Today, still within this framework, God and Evil has been rejected and we do not rely upon caves but instead buy them ready made and coincidentally we believe that we can now freely shop for our 'situation' through work and money and pay science to tell us who we are. But in this world where houses are no longer built with cellars have we really lost that eternal darkness. In one corrupted inside-out sense no - the endless subterranial corridors of power and nuclear bunkers where the worlds politics is covertly planned (q.v. X files) and also in the eternal money vaults of banks where that most benevolent but also uncontrollable source of home also seeks to overwhelm us. But surely also, if we are not hypnotised by science, our own place in the world still and always will carries that poignancy that found cave-men sheltering in caves.
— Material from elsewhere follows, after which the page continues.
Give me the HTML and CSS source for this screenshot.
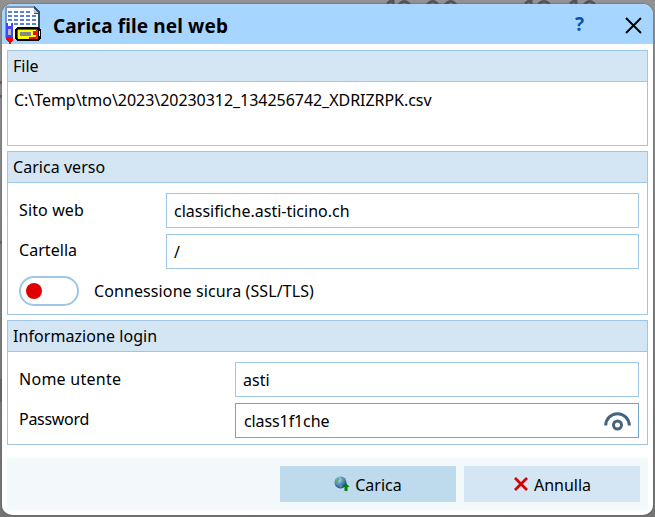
FILE: index.html
```
<!DOCTYPE html>
<html lang="it">
<head>
<meta charset="utf-8">
<title>Carica file nel web</title>
<link rel="stylesheet" href="styles.css">
</head>
<body>
<div class="backdrop" aria-hidden="true">
  <svg class="traces" width="216" height="4" viewBox="0 0 216 4" fill="none" stroke="#555" stroke-width="3">
    <path d="M4 4L9 0M10 0V4M16 5Q21 -2 27 5M44 5Q50 -2 55 5M62 5Q68 -2 73 5M142 4L147 0M148 0V4M155 5Q161 -2 167 5M187 4L192 0M193 0V4M201 5Q207 -2 212 5"/>
  </svg>
  <i class="mark mark-a"></i><i class="mark mark-b"></i><i class="mark mark-c"></i><i class="mark mark-d"></i>
</div>
<main class="dialog">
  <header class="titlebar">
    <svg class="app-icon" width="38" height="40" viewBox="0 0 38 40" shape-rendering="crispEdges">
      <path d="M2 3H29L34 9V35H2Z" fill="#fff"/>
      <path d="M1 2H29V4H2V34H0V3Z" fill="#8096b5"/>
      <path d="M29 2L35 8V24H33V10H29Z" fill="#344b73"/>
      <path d="M29 4V9H33Z" fill="#b7c8df"/>
      <path d="M3 8H27M3 12H31M3 16H31M3 20H31" stroke="#5683d4" stroke-width="2" stroke-dasharray="4 2"/>
      <path d="M1 19H3V21H6V19H8V33H1Z" fill="#4444ff"/>
      <path d="M3 19H6V22H3Z" fill="#fff"/>
      <path d="M3 25H6V31H3Z" fill="#bbb"/>
      <path d="M1 33H8V36L6 38V40H4V38L1 36Z" fill="red"/>
      <path d="M12 23H33L36 26V34L33 37H12L10 35V25Z" fill="#000"/>
      <path d="M13 25H31L33 27V35H13L12 34V26Z" fill="#e20"/>
      <path d="M13 26H31V35H13Z" fill="#ff0"/>
      <path d="M15 28H26V32H15Z" fill="#888"/>
      <path d="M28 27H31V31H28ZM24 33H31V35H24Z" fill="#e00"/>
      <path d="M34 27H35V32H34Z" fill="#fff"/>
    </svg>
    <h1><span class="t-title">Carica file nel web</span></h1>
    <span class="help">?</span>
    <svg class="close" width="17" height="17" viewBox="0 0 17 17"><path d="M1 1L16 16M16 1L1 16" stroke="#000" stroke-width="1.9"/></svg>
  </header>
  <section class="panel panel-file">
    <h2><span class="t-file">File</span></h2>
    <p class="path"><span class="t-path">C:\Temp\tmo\2023\20230312_134256742_XDRIZRPK.csv</span></p>
  </section>
  <section class="panel panel-target">
    <h2><span class="t-verso">Carica verso</span></h2>
    <div class="row"><label class="t-sito">Sito web</label><div class="field"><span class="t-site">classifiche.asti-ticino.ch</span></div></div>
    <div class="row"><label class="t-cart">Cartella</label><div class="field"><span>/</span></div></div>
    <div class="secure"><span class="switch"></span><span class="t-ssl">Connessione sicura (SSL/TLS)</span></div>
  </section>
  <section class="panel panel-login">
    <h2><span class="t-info">Informazione login</span></h2>
    <div class="row"><label class="t-nome">Nome utente</label><div class="field"><span class="t-asti">asti</span></div></div>
    <div class="row"><label class="t-pass">Password</label><div class="field active"><span class="t-pw">class1f1che</span>
      <svg class="eye" width="27" height="20" viewBox="0 0 27 20" fill="none" stroke="#46657c" stroke-width="3"><path d="M1.7 14.5A11.7 11.7 0 0 1 25.3 14.5"/><circle cx="13.5" cy="14" r="4"/></svg></div></div>
  </section>
  <footer class="actions">
    <button class="btn primary">
      <svg width="16" height="16" viewBox="0 0 16 16"><defs><radialGradient id="globe" cx=".35" cy=".28" r=".75"><stop offset="0" stop-color="#d8ebff"/><stop offset=".4" stop-color="#6598d4"/><stop offset="1" stop-color="#174897"/></radialGradient></defs><circle cx="6.5" cy="6.5" r="6" fill="url(#globe)"/><path d="M1 4L4 1.5L6 3L3.5 7L1 7ZM8 1L12 4L9 6ZM5 9L8 8L8 11L6 12Z" fill="#58a65b" opacity=".8"/><path d="M12 7L15.5 11H13.5V15H10.5V11H8.5Z" fill="#077b0b"/></svg>
      <span class="t-carica">Carica</span>
    </button>
    <button class="btn"><svg width="16" height="16" viewBox="0 0 16 16"><path d="M2 2L14 14M14 2L2 14" stroke="#d60000" stroke-width="2.8"/></svg><span class="t-annulla">Annulla</span></button>
  </footer>
</main>
</body>
</html>
```
FILE: styles.css
```
* { box-sizing: border-box; }
body {
  margin: 0;
  width: 655px;
  height: 517px;
  padding: 4px 2px 2px;
  overflow: hidden;
  background: linear-gradient(#929292, #828282 50%, #747474);
  color: #000;
  font: 16px/22px "Noto Sans", "Open Sans", sans-serif;
}
h1, h2, p { margin: 0; font-weight: 400; }
.backdrop { position: absolute; inset: 0; overflow: hidden; }
.traces { position: absolute; top: 0; left: 383px; }
.mark { position: absolute; left: 0; width: 2px; height: 3px; background: #666; }
.mark-a { top: 81px; }
.mark-b { top: 95px; }
.mark-c { top: 241px; }
.mark-d { top: 379px; height: 23px; }
.dialog {
  position: relative;
  height: 511px;
  width: 651px;
  background: #fff;
  border-radius: 10px;
  overflow: hidden;
  box-shadow: 0 0 2px #555;
}
.titlebar { display: flex; align-items: center; height: 40px; background: #a6d6ff; padding: 0 11px 0 3px; }
.app-icon { margin-top: 0; }
h1 { flex: 1; margin: 4px 0 0 10px; font-size: 19px; font-weight: 700; line-height: 26px; }
.help { width: 12px; margin-right: 38px; color: #0b56a6; font-size: 19px; font-weight: 700; }
.close { flex: none; margin-top: 2px; }
.panel { margin: 0 5px; border: 1px solid #a0c6e5; }
.panel-file { height: 96px; margin-top: 6px; }
.panel-target { height: 164px; margin-top: 5px; }
.panel-login { height: 125px; margin-top: 5px; }
h2 { height: 31px; padding: 4px 5px; background: #d4e6f4; border-bottom: 1px solid #a0c6e5; font-size: 16px; line-height: 22px; }
.path { padding: 7px 6px; }
.row { display: flex; height: 35px; margin: 6px 8px 0 11px; }
h2 + .row { margin-top: 10px; }
label { width: 147px; padding-top: 5px; }
h2 + .row label { padding-top: 6px; }
.panel-login label { width: 216px; }
.field { flex: 1; display: flex; align-items: center; border: 1px solid #a0c6e5; padding: 1px 7px 0; }
.field.active { border-color: #74a5cc; padding: 1px 7px 0 8px; }
.eye { margin: 0 0 0 auto; }
.secure { display: flex; align-items: center; height: 30px; margin: 7px 11px; }
.switch { width: 60px; height: 30px; margin-right: 15px; border: 2px solid #a0c6e5; border-radius: 15px; }
.switch::before { content: ""; display: block; width: 16px; height: 16px; margin: 5px; border-radius: 50%; background: #e10000; }
.actions { display: flex; justify-content: flex-end; gap: 8px; margin: 13px 5px 0; height: 52px; padding: 8px; background: #f3f8fb; }
.btn { width: 176px; height: 36px; display: flex; align-items: center; justify-content: center; gap: 5px; padding: 1px 0 0; border: 0; background: #d4e6f4; color: #000; font: inherit; }
.btn.primary { background: #bedaed; }
.btn svg { margin-bottom: 2px; }
.t-title { letter-spacing: .12px; }
.t-path { letter-spacing: -.04px; }
.t-verso { letter-spacing: .04px; }
.t-sito { letter-spacing: .12px; }
.t-cart { letter-spacing: .05px; }
.t-ssl { letter-spacing: .1px; }
.t-info { letter-spacing: .06px; }
.t-nome { letter-spacing: .27px; }
.t-pass { letter-spacing: -.3px; }
.t-pw { letter-spacing: -.1px; }
```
So as cavers we are like Orpheus entering the underworld to rescue beauty. We leave our homes by entering the fearful darkness and unknown from where came a situation and home at all. Unlike the outdoor enthusiast or the scientist who escapes from any semblance of home, rejects that he has a place in the world; we explore this and risk losing everything. We risk leaving life behind and surcomming to the cheap call of Charon in which we forget. But we have faith in our will to live and then like Lady Usher or Orpheus with Persephone we return to the surface. In the spring so created we may air our houses and allow nature back into our homes. This freshness and reinvigoration that we feel is the ritual recreation of our home and our situation, our realisation that it could not be were we not mysteriously protected by nature from itself in the shelter of the cave.